Escape From Tomorrow


Hype is the most dangerous thing a movie can have.  It’s often the fastest catalyst to disappointment.  It can also degrade a film, or force it into a one-dimensionality that it never escapes.

Randy Moore’s Escape From Tomorrow is just such an example.  As you may know, it’s the movie where they snuck a camera into Disneyworld and filmed their bizarre tale of personal disintegration in the “happiest place on earth“.  The early hype was good, and nobody seemed to think this film would get further than a couple of festival showings before the Almighty Mouse and/or affiliated corporation sued the film into non-existence.

Well, Disney doesn’t seem to care (more on that later), and the film officially opened last week.  So…..the verdict:


There are some great individual elements to this film.  The cinematography (by Lucas Lee Graham) is excellent. Rendered in black-and-white, the kinetic and disorienting shots of the park, rides, and surroundings are well done.  This visual uneasiness sets a tone early in the film.  Unfortunately, this tone get diluted and overdone as the film progresses. There are also some scenes that are obviously after-effects (not location shots) that don’t blend quite as well with the other footage.  While it’s not quite Hitchcock-car-scene level, it’s still very noticeable, and jarring at times.  I realize that this isn’t a trillion-dollar blockbuster, so I’m not expecting total visual perfection…

The music is spectacular.  Abel Korzeniowski created an old-school Frans Waxman-esque score complete with swirling strings and dramatic orchestral drops.  The score works so well because it helps reinforce the fantastic and the classic that Disneyworld often represents.

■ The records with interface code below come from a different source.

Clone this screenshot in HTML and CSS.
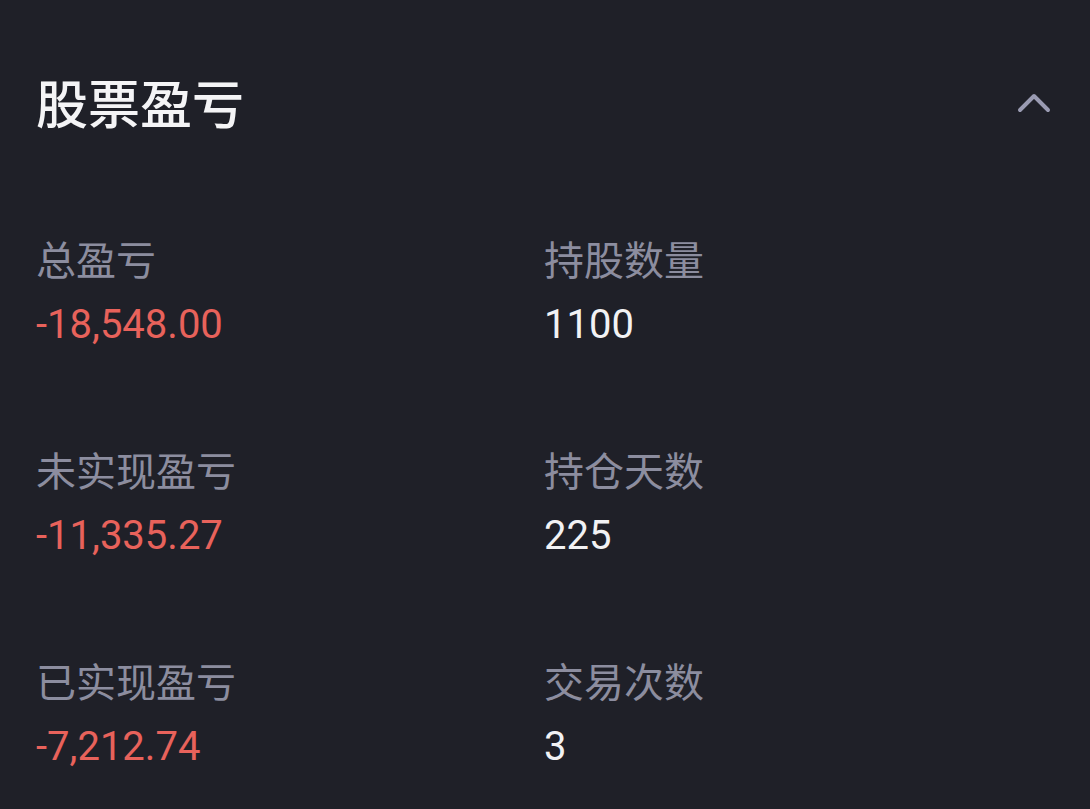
FILE: index.html
```html
<!DOCTYPE HTML><html><head>
  <meta charset="utf-8">
  <title>股票盈亏</title>
  <meta name="viewport" content="width=device-width, initial-scale=1">
  <link rel="stylesheet" href="styles.css"></head><body>
  <div class="panel">
    <div class="head">
      <h3>股票盈亏</h3>
      <svg class="fold" width="36" height="24" viewBox="0 0 36 24">
        <path d="M4 20 L18 6 L32 20" fill="none" stroke="#9a9bb2" stroke-width="4" stroke-linecap="round" stroke-linejoin="round"/>
      </svg>
    </div>
    <div class="stats">
      <div class="item">
        <div class="label">总盈亏</div>
        <div class="value red">-18,548.00</div>
      </div>
      <div class="item">
        <div class="label">持股数量</div>
        <div class="value">1100</div>
      </div>
      <div class="item">
        <div class="label">未实现盈亏</div>
        <div class="value red">-11,335.27</div>
      </div>
      <div class="item">
        <div class="label">持仓天数</div>
        <div class="value">225</div>
      </div>
      <div class="item">
        <div class="label">已实现盈亏</div>
        <div class="value red">-7,212.74</div>
      </div>
      <div class="item">
        <div class="label">交易次数</div>
        <div class="value">3</div>
      </div>
    </div>
  </div>
</body></html>
```

FILE: styles.css
```css
  * {font-family: "Noto Sans CJK SC", "Noto Sans", sans-serif}
  html, body {
    margin: 0;
    padding: 0;
    background-color: #1f2028;
  }
  .panel {
    padding: 65px 36px 0 36px;
    height: 744px;
    overflow: hidden;
  }
  .head {
    display: flex;
    align-items: center;
    justify-content: space-between;
    height: 74px;
  }
  h3 {
    margin: 0;
    font-size: 52px;
    font-weight: 500;
    line-height: 74px;
    color: #f4f4f6;
  }
  .fold {
    margin-right: 2px;
    margin-top: -1px;
  }
  .stats {
    display: grid;
    grid-template-columns: 508px 1fr;
    row-gap: 88px;
    margin-top: 91px;
  }
  .label {
    font-size: 40px;
    line-height: 56px;
    color: #8c8d9f;
    margin-bottom: 11px;
  }
  .value {
    font-family: Roboto, "Noto Sans", sans-serif;
    font-size: 40px;
    line-height: 56px;
    color: #f2f2f4;
  }
  .value.red {
    color: #e8625b;
  }
```
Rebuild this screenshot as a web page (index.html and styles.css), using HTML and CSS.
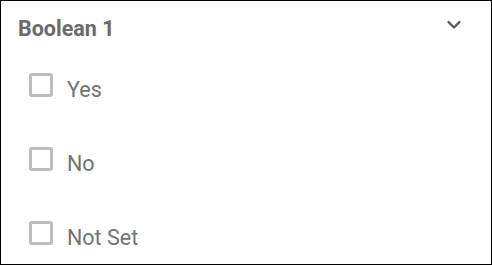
FILE: index.html
```html
<!DOCTYPE html>
<html>
<head>
<meta charset="utf-8">
<link rel="stylesheet" href="styles.css">
</head>
<body>
<div class="panel">
  <div class="header">
    <span class="title">Boolean 1</span>
    <svg class="chevron" width="16" height="10" viewBox="0 0 16 10"><polyline points="2.5,2 8,7.5 13.5,2" fill="none" stroke="#5a5a5a" stroke-width="2.4" stroke-linecap="round" stroke-linejoin="round"/></svg>
  </div>
  <div class="options">
    <label class="option"><span class="box"></span><span class="text">Yes</span></label>
    <label class="option"><span class="box"></span><span class="text">No</span></label>
    <label class="option"><span class="box"></span><span class="text">Not Set</span></label>
  </div>
</div>
</body>
</html>
```
FILE: styles.css
```css
html, body {
  margin: 0;
  padding: 0;
  background: #fff;
}
.panel {
  box-sizing: border-box;
  width: 492px;
  height: 265px;
  border: 1px solid #000;
  background: #fff;
  font-family: Roboto, "Liberation Sans", sans-serif;
  padding: 16px 29px 0 17px;
}
.header {
  display: flex;
  justify-content: space-between;
  align-items: flex-start;
  height: 24px;
}
.title {
  font-size: 21.5px;
  line-height: 24px;
  font-weight: 700;
  color: #6a6a6a;
}
.chevron {
  margin-top: 3px;
  display: block;
}
.options {
  display: flex;
  flex-direction: column;
  gap: 45px;
  margin-top: 32px;
  padding-left: 11px;
}
.option {
  display: flex;
  align-items: flex-start;
  gap: 14px;
  height: 29px;
}
.box {
  box-sizing: border-box;
  width: 24px;
  height: 24px;
  border: 3px solid #bdbdbd;
  border-radius: 3px;
}
.text {
  font-size: 21.5px;
  line-height: 24px;
  margin-top: 5px;
  color: #737373;
}
```
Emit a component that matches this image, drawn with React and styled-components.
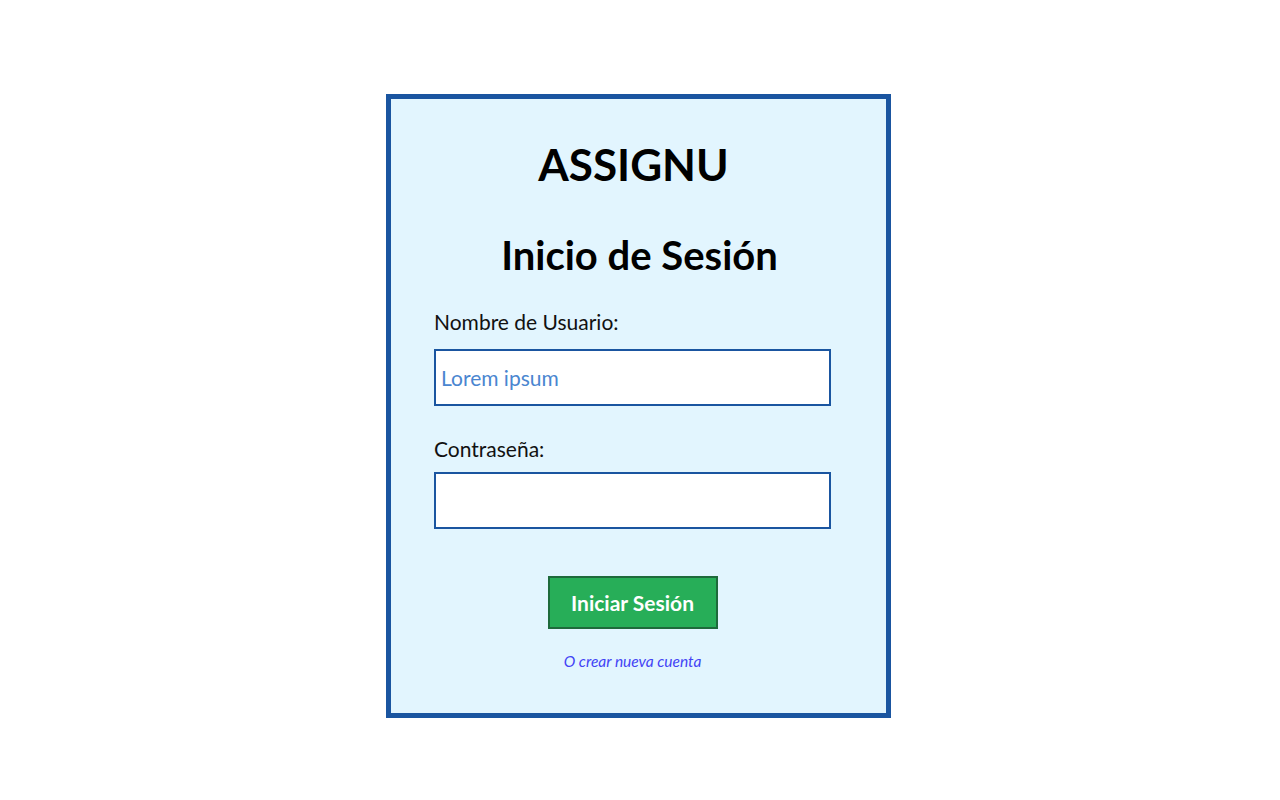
import styled, { createGlobalStyle } from "styled-components";

const Global = createGlobalStyle`
  body {
    margin: 0;
    background: #ffffff;
    font-family: Lato, "Noto Sans", sans-serif;
  }
`;

const Page = styled.main`
  display: flex;
  justify-content: center;
  padding: 94px 3px 0 0;
`;

// Tarjeta del formulario de login
const Tarjeta = styled.form`
  box-sizing: border-box;
  width: 505px;
  height: 624px;
  border: 5px solid #1a55a0;
  background: #e2f5fe;
  padding: 39px 55px 0 43px;
  display: flex;
  flex-direction: column;
`;

const Marca = styled.h1`
  margin: 0;
  padding-left: 2px;
  font-size: 44px;
  font-weight: 700;
  line-height: 1.2;
  text-align: center;
  color: #000;
`;

const Titulo = styled.h2`
  margin: 40px -7px 0 0;
  padding-left: 7px;
  font-size: 40px;
  font-weight: 700;
  line-height: 49px;
  text-align: center;
  color: #000;
`;

const Etiqueta = styled.label`
  display: block;
  font-size: 21px;
  line-height: 24px;
  color: #111;
  margin-top: ${({ $arriba }) => $arriba}px;
`;

const Campo = styled.input`
  box-sizing: border-box;
  width: 100%;
  height: 57px;
  margin-top: ${({ $arriba }) => $arriba}px;
  border: 2px solid #1a55a0;
  background: #fff;
  padding: 0 5px;
  font-family: Lato, "Noto Sans", sans-serif;
  font-size: 21px;
  color: #222;
  outline: none;

  &::placeholder {
    color: #4a86d0;
    opacity: 1;
  }
`;

const Boton = styled.button`
  align-self: center;
  box-sizing: border-box;
  width: 170px;
  height: 53px;
  margin-top: 47px;
  border: 2px solid #1e6a3b;
  background: #27ae58;
  color: #fff;
  font-family: Lato, "Noto Sans", sans-serif;
  font-size: 21px;
  font-weight: 700;
  cursor: pointer;
`;

const Enlace = styled.a`
  align-self: center;
  margin-top: 23px;
  font-size: 15.5px;
  line-height: 1.2;
  font-style: italic;
  color: #4343f5;
  text-decoration: none;
`;

export default function App() {
  return (
    <>
      <Global />
      <Page>
        <Tarjeta onSubmit={(e) => e.preventDefault()}>
          <Marca>ASSIGNU</Marca>
          <Titulo>Inicio de Sesión</Titulo>
          <Etiqueta $arriba={30} htmlFor="usuario">
            Nombre de Usuario:
          </Etiqueta>
          <Campo $arriba={15} id="usuario" type="text" placeholder="Lorem ipsum" />
          <Etiqueta $arriba={31} htmlFor="clave">
            Contraseña:
          </Etiqueta>
          <Campo $arriba={11} id="clave" type="password" />
          <Boton type="submit">Iniciar Sesión</Boton>
          <Enlace href="#">O crear nueva cuenta</Enlace>
        </Tarjeta>
      </Page>
    </>
  );
}
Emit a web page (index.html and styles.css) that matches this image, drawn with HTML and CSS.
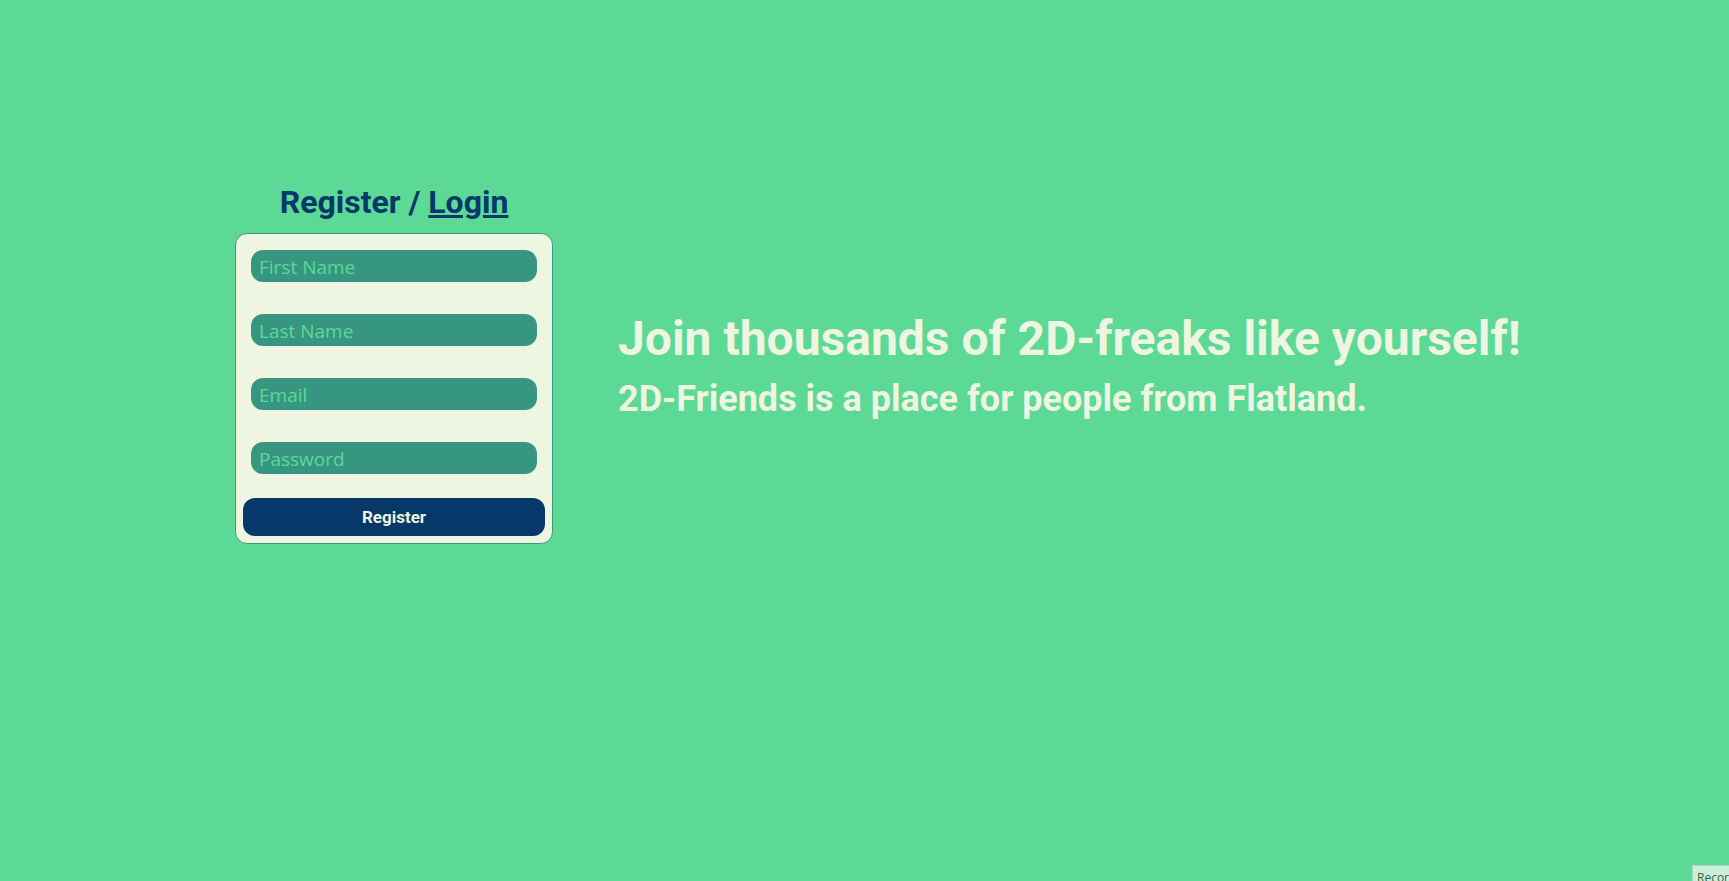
FILE: index.html
```html
<!DOCTYPE html>
<html lang="en">
<head>
<meta charset="utf-8">
<title>2D-Friends</title>
<link rel="stylesheet" href="styles.css">
</head>
<body>
<main class="page">
  <section class="auth">
    <h1 class="auth-title">Register / <a href="#" class="auth-link">Login</a></h1>
    <form class="card">
      <input class="field" type="text" placeholder="First Name">
      <input class="field" type="text" placeholder="Last Name">
      <input class="field" type="email" placeholder="Email">
      <input class="field field-last" type="password" placeholder="Password">
      <button class="submit" type="button">Register</button>
    </form>
  </section>
  <section class="pitch">
    <h2 class="pitch-title">Join thousands of 2D-freaks like yourself!</h2>
    <h3 class="pitch-sub">2D-Friends is a place for people from Flatland.</h3>
  </section>
</main>
<div class="rec-badge">Recording</div>
</body>
</html>
```

FILE: styles.css
```css
html, body {
  margin: 0;
  padding: 0;
  height: 100%;
}
body {
  background: #5cd995;
  font-family: Roboto, "Liberation Sans", sans-serif;
  overflow: hidden;
}
.page {
  display: flex;
  align-items: flex-start;
  padding: 183px 0 0 235px;
  gap: 65px;
}
.auth {
  display: flex;
  flex-direction: column;
  align-items: center;
  width: 318px;
}
.auth-title {
  margin: 0 0 12px;
  font-size: 32px;
  font-weight: 700;
  line-height: 38px;
  color: #06386a;
}
.auth-link {
  color: #06386a;
}
.card {
  box-sizing: border-box;
  width: 318px;
  display: flex;
  flex-direction: column;
  padding: 16px 7px 7px;
  background: #eef5e0;
  border: 1px solid #3a9a84;
  border-radius: 12px;
}
.field {
  box-sizing: border-box;
  height: 32px;
  margin: 0 8px 32px;
  padding: 2px 8px 0;
  border: none;
  outline: none;
  border-radius: 12px;
  background: #37967f;
  font-family: "Open Sans", "Noto Sans", sans-serif;
  font-size: 19px;
  color: #eef5e0;
}
.field::placeholder {
  color: #5cd995;
  opacity: 1;
}
.field-last {
  margin-bottom: 24px;
}
.submit {
  height: 38px;
  border: none;
  border-radius: 12px;
  background: #06386a;
  color: #eef5dc;
  font-family: Roboto, "Liberation Sans", sans-serif;
  font-weight: 700;
  font-size: 17px;
  cursor: pointer;
}
.pitch {
  color: #eef5e0;
  margin-top: 126px;
}
.pitch-title {
  margin: 0;
  font-size: 48px;
  font-weight: 700;
  line-height: 60px;
}
.pitch-sub {
  margin: 8px 0 0;
  font-size: 36px;
  font-weight: 700;
  line-height: 44px;
}
.rec-badge {
  position: fixed;
  left: 1692px;
  top: 865px;
  padding: 3px 4px;
  background: #c9f1d9;
  border: 1px solid #b5d6c2;
  font-family: "Open Sans", sans-serif;
  font-size: 12px;
  color: #3d5a4a;
  white-space: nowrap;
}
```
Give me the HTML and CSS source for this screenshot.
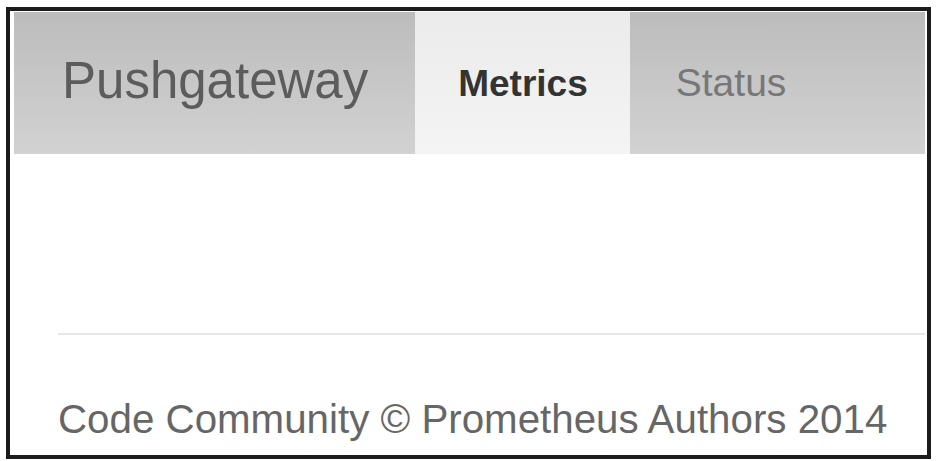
FILE: index.html
```html
<!DOCTYPE html>
<html lang="en">
<head>
    <meta charset="UTF-8">
    <meta name="viewport" content="width=device-width, initial-scale=1.0">
    <title>Pushgateway</title>
    <link rel="stylesheet" href="styles.css">
</head>
<body>

<div class="frame">
    <!-- Top navigation -->
    <nav class="navbar">
        <a class="brand" href="#">Pushgateway</a>
        <a class="nav-item active" href="#">Metrics</a>
        <a class="nav-item status" href="#">Status</a>
    </nav>

    <!-- Page body (empty) -->
    <div class="container">
        <hr class="divider">
        <footer class="footer">Code Community &copy; Prometheus Authors 2014</footer>
    </div>
</div>

</body>
</html>
```

FILE: styles.css
```css
body {
    margin: 0;
    padding: 0;
    background-color: #fff;
    font-family: "Liberation Sans", Arial, sans-serif;
}
.frame {
    box-sizing: border-box;
    width: 925px;
    height: 452px;
    margin: 7px 0 0 6px;
    padding: 1px 2px 0 4px;
    border: 4px solid #1b1b1b;
    overflow: hidden;
}
.navbar {
    display: flex;
    height: 142px;
    background: linear-gradient(to bottom, #bcbcbc, #d2d2d2);
}
.navbar a {
    box-sizing: border-box;
    height: 100%;
    line-height: 1;
    text-decoration: none;
}
.brand {
    padding: 43px 47px 0 48px;
    font-size: 51px;
    color: #5c5c5c;
}
.nav-item {
    font-size: 38px;
    color: #777;
}
.nav-item.active {
    padding: 53px 42px 0 43px;
    font-size: 37px;
    font-weight: bold;
    color: #333;
    background: linear-gradient(to bottom, #ebebeb, #f4f4f4);
}
.nav-item.status {
    padding: 51px 20px 0 46px;
    font-size: 39px;
}
.container {
    margin-left: 44px;
}
.divider {
    margin: 179px 0 0 0;
    border: none;
    border-top: 2px solid #e6e6e6;
}
.footer {
    margin-top: 65px;
    font-size: 40.3px;
    line-height: 1;
    color: #666;
}
```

Again, the hype surrounding this film made me hope for a subversive masterpiece.  It is not.  It does however, do a great job of transforming the wholesome into the grotesque.


There are some truly creepy moments in the film.  Some are not Disney-induced.  The father character (who has lost his job and has chosen to withhold this information from his family) continually follows some VERY underage girls around.  I found this story element disturbing because it appeared to be his primary motivation throughout the first hour of the movie.  Imagine Clark Griswold without the good humor and a much darker moral compass…


And what about Disney, why are they not killing this film? Well, it’s a low-budget indie movie that will have limited appeal and distribution.  They know that doing something will draw more attention and get the movie more press.  And to be honest, the whole thing feels like it’s 10 years too late.  We have larger, badder villains than Disney. Disneyland has been surpassed on the post-modern scale of disdain.  In the last 8 years we have seen corporations that deal in far worse things than princesses and theme-park-parent-robbery. Real evil walks among us.